If a pack does get splashed with seawater: disconnect it immediately, rinse the connector area with fresh water, dry it, and then watch the pack outdoors in a safe spot — do not charge it until you’re confident it stayed dry inside. A pack that took a real soaking, swells, or warms on its own is done; retire it properly at a battery recycling point. And the universal rules still apply at full strength: charge supervised, never charge a wet or damaged pack, and store at storage charge between ocean days.
🧠 Smart buying for saltwater duty
If you’re choosing a boat with the ocean in mind, shop in this order. Hull first: a deep-V hull at the larger end of your budget handles real-world chop that flat-bottomed pond rockets can’t. Electronics second: waterproof-rated speed control and receiver as standard equipment beats raw speed every time at sea. Brand third: hobby-grade marques with full spare-parts catalogs, because saltwater boating consumes wear parts and a boat without parts support is a countdown.
Then budget for the protection kit as part of the boat’s price: corrosion inhibitor, marine grease, hatch tape, dielectric grease, a stainless hardware kit, and a battery bag. The whole kit costs less than a single replacement speed control — which is exactly the trade it exists to prevent. Self-righting capability, common on modern sport boats, earns its keep at sea more than anywhere else: a boat that flips itself upright is a retrieval plan you don’t have to use.
🚫 Common mistakes to avoid
- Skipping the rinse “just this once.” Salt doesn’t take days off. One unrinsed session starts corrosion that quietly continues all week.
- Forgetting the cooling lines. The hull looks clean while salt crystals choke the cooling system from the inside. Flush until the water runs clear — every time.
- Running beam-on to chop. Driving parallel to the waves is how small hulls flip. Quarter into the chop and turn in the troughs.
- Launching with an offshore wind and no plan. The day the boat stalls, the wind decides where it goes. Prefer onshore breezes; always know your retrieval move.
- Swimming for a dead boat. The most dangerous mistake in the hobby, and never worth it. Fishing rod, rescue boat, or patience — not you.
- Treating a splashed lithium pack as fine. Saltwater and lithium packs are a delayed-reaction hazard. Disconnect, dry, observe safely — and retire any pack you don’t trust.
💡 Pro tips from the shoreline
- Build a dedicated salt kit. One small box: inhibitor spray, marine grease, hatch tape, dielectric grease, towel, and a water jug that lives with the boat. Prep becomes automatic when the kit is.

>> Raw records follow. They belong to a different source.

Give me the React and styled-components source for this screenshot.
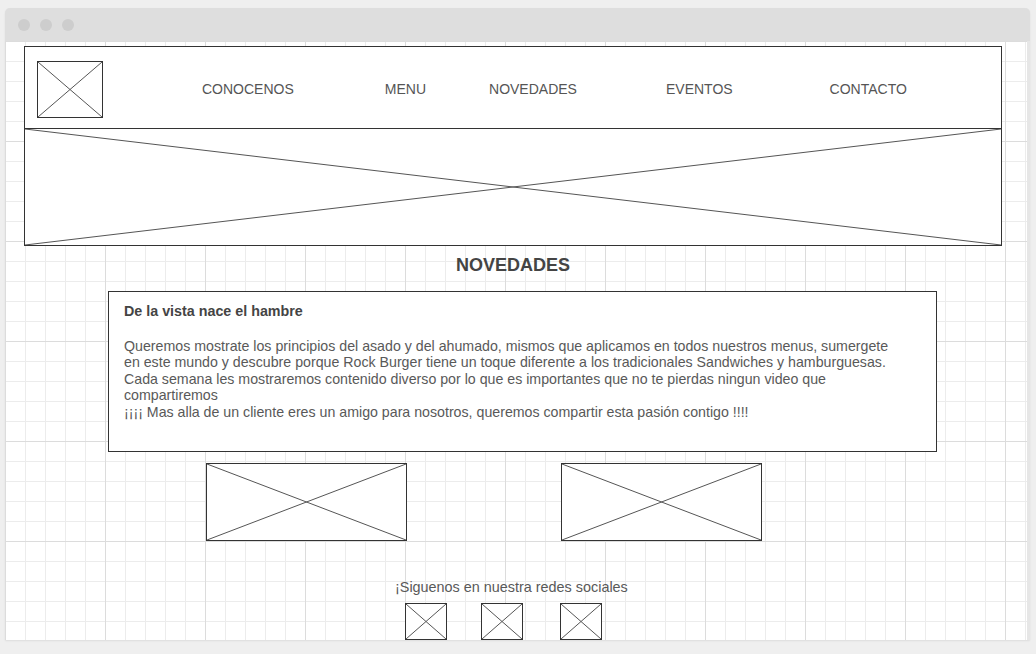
import React from "react";
import styled, { createGlobalStyle } from "styled-components";

const Global = createGlobalStyle`
  html, body { margin: 0; padding: 0; background: #efefef; }
  body { font-family: "Liberation Sans", Arial, sans-serif; color: #555; }
  * { box-sizing: border-box; }
`;

const Page = styled.div`
  width: 1036px;
  height: 654px;
  padding: 8px 0 0 5px;
  overflow: hidden;
`;

const Window = styled.div`
  width: 1025px;
  border-radius: 5px 5px 0 0;
  background: #e6e6e6;
  box-shadow: 0 1px 2px rgba(0, 0, 0, 0.08);
`;

const TitleBar = styled.div`
  height: 33px;
  background: #dedede;
  border-radius: 5px 5px 0 0;
  display: flex;
  align-items: center;
  gap: 10px;
  padding: 0 0 0 13px;
`;

const Dot = styled.span`
  width: 12px;
  height: 12px;
  border-radius: 50%;
  background: #cdcdcd;
`;

const Canvas = styled.div`
  height: 599px;
  margin-right: 3px;
  overflow: hidden;
  background-color: #fff;
  background-image:
    linear-gradient(to right, #dcdcdc 1px, transparent 1px),
    linear-gradient(to bottom, #dcdcdc 1px, transparent 1px),
    linear-gradient(to right, #ececec 1px, transparent 1px),
    linear-gradient(to bottom, #ececec 1px, transparent 1px);
  background-size: 100px 100px, 100px 100px, 20px 20px, 20px 20px;
  padding-top: 5px;
`;

const Placeholder = styled.div`
  position: relative;
  flex: none;
  width: ${(p) => p.$w}px;
  height: ${(p) => p.$h}px;
  background: #fff;
  border: 1px solid #333;
`;

const Cross = styled.svg`
  position: absolute;
  inset: 0;
  width: 100%;
  height: 100%;
`;

function XBox({ w, h, className }) {
  return (
    <Placeholder $w={w} $h={h} className={className}>
      <Cross viewBox="0 0 100 100" preserveAspectRatio="none">
        <line x1="0" y1="0" x2="100" y2="100" stroke="#555" strokeWidth="1" vectorEffect="non-scaling-stroke" />
        <line x1="100" y1="0" x2="0" y2="100" stroke="#555" strokeWidth="1" vectorEffect="non-scaling-stroke" />
      </Cross>
    </Placeholder>
  );
}

const Header = styled.div`
  margin-left: 19px;
  width: 978px;
`;

const NavBar = styled.div`
  height: 83px;
  background: #fff;
  border: 1px solid #333;
  display: flex;
  align-items: center;
  padding: 3px 0 0 12px;
`;

const NavLink = styled.a`
  margin-left: ${(p) => p.$ml}px;
  font-size: 14px;
  line-height: 16px;
  color: #555;
  text-decoration: none;
  white-space: nowrap;
`;

const Hero = styled(XBox)`
  border-top: none;
`;

const Heading = styled.h2`
  margin: 9px 0 0 19px;
  width: 978px;
  text-align: center;
  font-size: 18px;
  line-height: 21px;
  font-weight: bold;
  color: #444;
`;

const Card = styled.div`
  margin: 15px 0 0 103px;
  width: 829px;
  height: 161px;
  background: #fff;
  border: 1px solid #333;
  padding: 11px 15px 0 15px;
`;

const CardTitle = styled.div`
  font-size: 14.3px;
  line-height: 16.5px;
  font-weight: bold;
  color: #444;
  margin-bottom: 18px;
`;

const CardText = styled.p`
  margin: 0;
  width: 798px;
  font-size: 14.2px;
  line-height: 16.6px;
  color: #595959;
`;

const ImageRow = styled.div`
  display: flex;
  gap: 154px;
  margin: 11px 0 0 201px;
`;

const Social = styled.div`
  margin: 38px 0 0 390px;
  font-size: 14.4px;
  line-height: 16px;
  color: #595959;
`;

const IconRow = styled.div`
  display: flex;
  margin: 8px 0 0 400px;
`;

const SocialIcon = styled(XBox)`
  margin-left: ${(p) => p.$ml}px;
`;

export default function App() {
  return (
    <>
      <Global />
      <Page>
        <Window>
          <TitleBar>
            <Dot />
            <Dot />
            <Dot />
          </TitleBar>
          <Canvas>
            <Header>
              <NavBar>
                <XBox w={66} h={57} />
                <NavLink $ml={99}>CONOCENOS</NavLink>
                <NavLink $ml={91}>MENU</NavLink>
                <NavLink $ml={63}>NOVEDADES</NavLink>
                <NavLink $ml={89}>EVENTOS</NavLink>
                <NavLink $ml={97}>CONTACTO</NavLink>
              </NavBar>
              <Hero w={978} h={117} />
            </Header>
            <Heading>NOVEDADES</Heading>
            <Card>
              <CardTitle>De la vista nace el hambre</CardTitle>
              <CardText>
                Queremos mostrate los principios del asado y del ahumado, mismos que aplicamos en todos nuestros menus, sumergete
                <br />
                en este mundo y descubre porque Rock Burger tiene un toque diferente a los tradicionales Sandwiches y hamburguesas.
                <br />
                Cada semana les mostraremos contenido diverso por lo que es importantes que no te pierdas ningun video que
                <br />
                compartiremos
                <br />
                ¡¡¡¡ Mas alla de un cliente eres un amigo para nosotros, queremos compartir esta pasión contigo !!!!
              </CardText>
            </Card>
            <ImageRow>
              <XBox w={201} h={78} />
              <XBox w={201} h={78} />
            </ImageRow>
            <Social>¡Siguenos en nuestra redes sociales</Social>
            <IconRow>
              <SocialIcon w={42} h={37} $ml={0} />
              <SocialIcon w={42} h={37} $ml={34} />
              <SocialIcon w={42} h={37} $ml={37} />
            </IconRow>
          </Canvas>
        </Window>
      </Page>
    </>
  );
}
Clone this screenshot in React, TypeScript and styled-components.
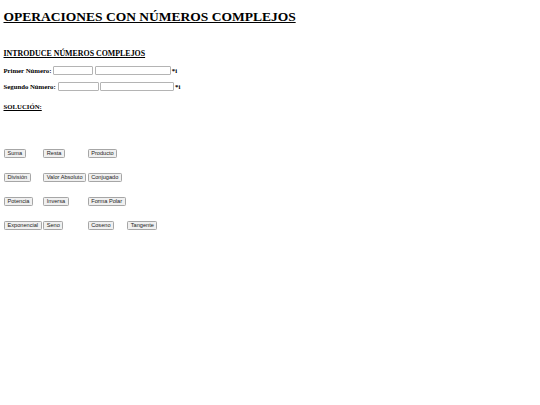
import React from "react";
import styled, { createGlobalStyle } from "styled-components";

const Global = createGlobalStyle`
  html, body { margin: 0; padding: 0; background: #fff; }
  body { font-family: "Liberation Serif", "Times New Roman", serif; color: #000; }
`;

const Page = styled.div`
  padding: 0 3.5px;
  display: flex;
  flex-direction: column;
  align-items: flex-start;
`;

const Title = styled.h1`
  margin: 8.5px 0 0;
  font-size: 13.5px;
  line-height: 16px;
  font-weight: bold;
  text-decoration: underline;
`;

const Section = styled.h3`
  margin: 24px 0 0;
  font-size: 7.9px;
  line-height: 9px;
  font-weight: bold;
  text-decoration: underline;
`;

const SubSection = styled.h4`
  margin: 12.5px 0 0;
  font-size: 6.75px;
  line-height: 8px;
  font-weight: bold;
  text-decoration: underline;
`;

const Row = styled.div<{ $top: number }>`
  display: flex;
  align-items: center;
  gap: 1.8px;
  margin-top: ${(p) => p.$top}px;
  font-size: 6.75px;
  line-height: 9px;
  font-weight: bold;
  height: 9px;
`;

const Field = styled.input<{ $w: number }>`
  box-sizing: border-box;
  width: ${(p) => p.$w}px;
  height: 9px;
  padding: 0;
  margin: 0;
  border: 0.85px solid #b4b4b4;
  border-radius: 1px;
  background: #fff;
  font-size: 5.6px;
`;

const Suffix = styled.span`
  margin-left: -1px;
`;

const ButtonGrid = styled.div`
  display: grid;
  grid-template-columns: repeat(4, max-content);
  column-gap: 1.7px;
  row-gap: 15px;
  justify-items: start;
  margin: 37.5px 0 0 0.5px;
`;

const Btn = styled.button`
  box-sizing: border-box;
  font-family: "Liberation Sans", Arial, sans-serif;
  font-size: 5.625px;
  line-height: 7px;
  height: 9px;
  padding: 0 2.5px;
  margin: 0;
  color: #222;
  background: #f0f0f0;
  border: 0.85px solid #a6a6a6;
  border-radius: 1.3px;
  white-space: nowrap;
`;

const buttons: (string | null)[][] = [
  ["Suma", "Resta", "Producto", null],
  ["División", "Valor Absoluto", "Conjugado", null],
  ["Potencia", "Inversa", "Forma Polar", null],
  ["Exponencial", "Seno", "Coseno", "Tangente"],
];

export default function App() {
  return (
    <Page>
      <Global />
      <Title>OPERACIONES CON NÚMEROS COMPLEJOS</Title>
      <Section>INTRODUCE NÚMEROS COMPLEJOS</Section>
      <Row $top={8}>
        <span>Primer Número:</span>
        <Field $w={40} />
        <Field $w={76} />
        <Suffix>*i</Suffix>
      </Row>
      <Row $top={7}>
        <span>Segundo Número:</span>
        <Field $w={41} />
        <Field $w={74} />
        <Suffix>*i</Suffix>
      </Row>
      <SubSection>SOLUCIÓN:</SubSection>
      <ButtonGrid>
        {buttons.flatMap((row, r) =>
          row.map((b, c) => (b ? <Btn key={`${r}-${c}`}>{b}</Btn> : <span key={`${r}-${c}`} />))
        )}
      </ButtonGrid>
    </Page>
  );
}
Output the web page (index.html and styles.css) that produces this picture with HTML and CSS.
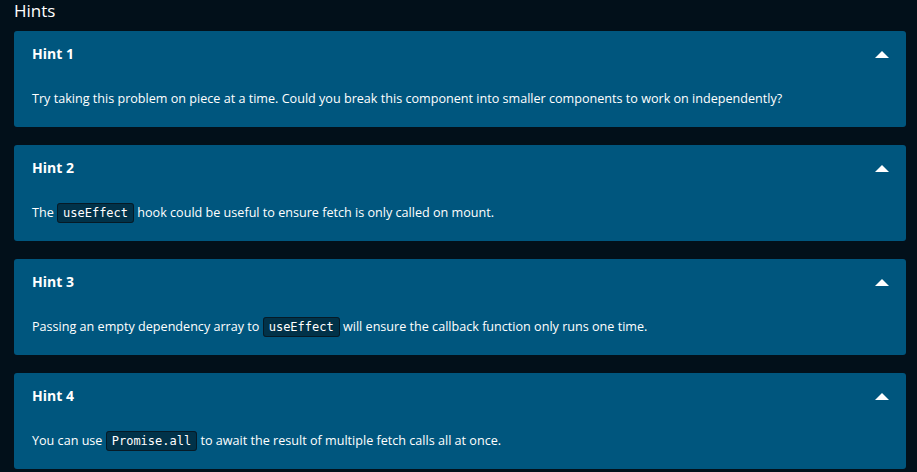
FILE: index.html
```html
<!DOCTYPE html>
<html>
<head>
<meta charset="utf-8">
<link rel="stylesheet" href="styles.css">
</head>
<body>
<h2 class="title">Hints</h2>
<div class="hints">
  <section class="hint">
    <div class="hint-head"><span class="hint-name">Hint 1</span><span class="caret"></span></div>
    <p class="hint-body">Try taking this problem on piece at a time. Could you break this component into smaller components to work on independently?</p>
  </section>
  <section class="hint">
    <div class="hint-head"><span class="hint-name">Hint 2</span><span class="caret"></span></div>
    <p class="hint-body">The <code>useEffect</code> hook could be useful to ensure fetch is only called on mount.</p>
  </section>
  <section class="hint">
    <div class="hint-head"><span class="hint-name">Hint 3</span><span class="caret"></span></div>
    <p class="hint-body">Passing an empty dependency array to <code>useEffect</code> will ensure the callback function only runs one time.</p>
  </section>
  <section class="hint">
    <div class="hint-head"><span class="hint-name">Hint 4</span><span class="caret"></span></div>
    <p class="hint-body">You can use <code>Promise.all</code> to await the result of multiple fetch calls all at once.</p>
  </section>
</div>
</body>
</html>
```
FILE: styles.css
```css
html, body {
  margin: 0;
  padding: 0;
  background: #02101a;
  color: #ffffff;
  font-family: "Open Sans", "Noto Sans", sans-serif;
}
body {
  padding: 0 11px 0 14px;
}
.title {
  margin: 0;
  font-size: 17px;
  font-weight: 400;
  line-height: 22px;
  height: 31px;
  box-sizing: border-box;
}
.hints {
  display: flex;
  flex-direction: column;
  gap: 18px;
}
.hint {
  background: #00567e;
  border-radius: 3px;
  height: 96px;
  box-sizing: border-box;
  padding: 0 17px 0 18px;
}
.hint-head {
  display: flex;
  align-items: center;
  justify-content: space-between;
  height: 45px;
}
.hint-name {
  font-weight: 700;
  font-size: 14px;
}
.caret {
  width: 0;
  height: 0;
  border-left: 7px solid transparent;
  border-right: 7px solid transparent;
  border-bottom: 7px solid #ffffff;
  margin-top: 1px;
}
.hint-body {
  margin: 0;
  margin-top: 13px;
  font-size: 12.6px;
  line-height: 20px;
}
code {
  font-family: "DejaVu Sans Mono", monospace;
  font-size: 12px;
  background: #013249;
  border: 1px solid #061a26;
  border-radius: 3px;
  padding: 2px 5px;
}
```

- Rinse at the car, not at home. The earlier salt comes off, the less it does. A garden sprayer in the trunk is the saltwater boater’s secret weapon.
- Run the first ocean session on a half-throttle rule. New venue, new forces — learn how your hull reads chop before asking it to fly.
- Tape a bright streamer to the antenna mast. A flash of color makes a stalled boat findable in glare and chop from a hundred yards.
- Log your hardware. A phone note of what you’ve upgraded to stainless and when you last re-greased the flex shaft beats memory every time.
- Watch the locals. Where full-size sailors launch dinghies is usually where the water is protected, the access is legal, and the retrieval is easy. Borrow their judgment.
❓ Frequently asked questions
Can I run any RC boat in saltwater?
Most hobby-grade boats can handle saltwater if you prepare them — protected electronics, greased drivetrain, sealed hull — and rinse thoroughly afterward. Toy-grade boats with unsealed electronics should stay in freshwater.
Does saltwater ruin RC boats?
Unprotected and unrinsed, yes — salt shorts electronics and keeps corroding metal even after the boat dries. Protected and rinsed after every run, a boat can do saltwater duty for years.
What should I do immediately after a saltwater run?
Pull the battery, rinse the whole boat with fresh water at the beach, and flush the water-cooling lines until they run clear. At home: dry completely with the hatch open, re-apply corrosion inhibitor, and re-grease the flex shaft.
Why do I have to flush the cooling system?
Performance electric boats pump water through cooling lines around the motor and speed control. Saltwater left inside dries into crystals that clog the lines and choke cooling — a fresh-water flush after every ocean session keeps them clear.
How do I get my boat back if it dies offshore?
Never swim for it. Use an onshore breeze and patience, a fishing rod with a casting weight or tennis ball to drag a line across the hull, a cheap rescue RC boat to tow it, or a kayak with a life jacket in calm protected water only.
What conditions should I avoid entirely?
Breaking surf, strong offshore winds, and outgoing tides near inlets or river mouths. Sheltered bays and harbors with a light onshore breeze are the saltwater sweet spot.
🏁 Final thoughts
- Saltwater attacks three ways — conductivity, corrosion, and crystals that keep working after drying — and every prep step answers one of them.
- Armor before launch: inhibitor and coatings on electronics, marine grease through the drivetrain, stainless hardware, taped hatch.
- Run smart: sheltered water, onshore breeze, bow into the chop — and a retrieval plan decided before the first launch.
- The fresh-water rinse and cooling flush after every session is the single habit that decides your boat’s lifespan.
- Never swim for a boat, and treat salt-splashed lithium packs as hazards — the boat is replaceable; you and your house are not.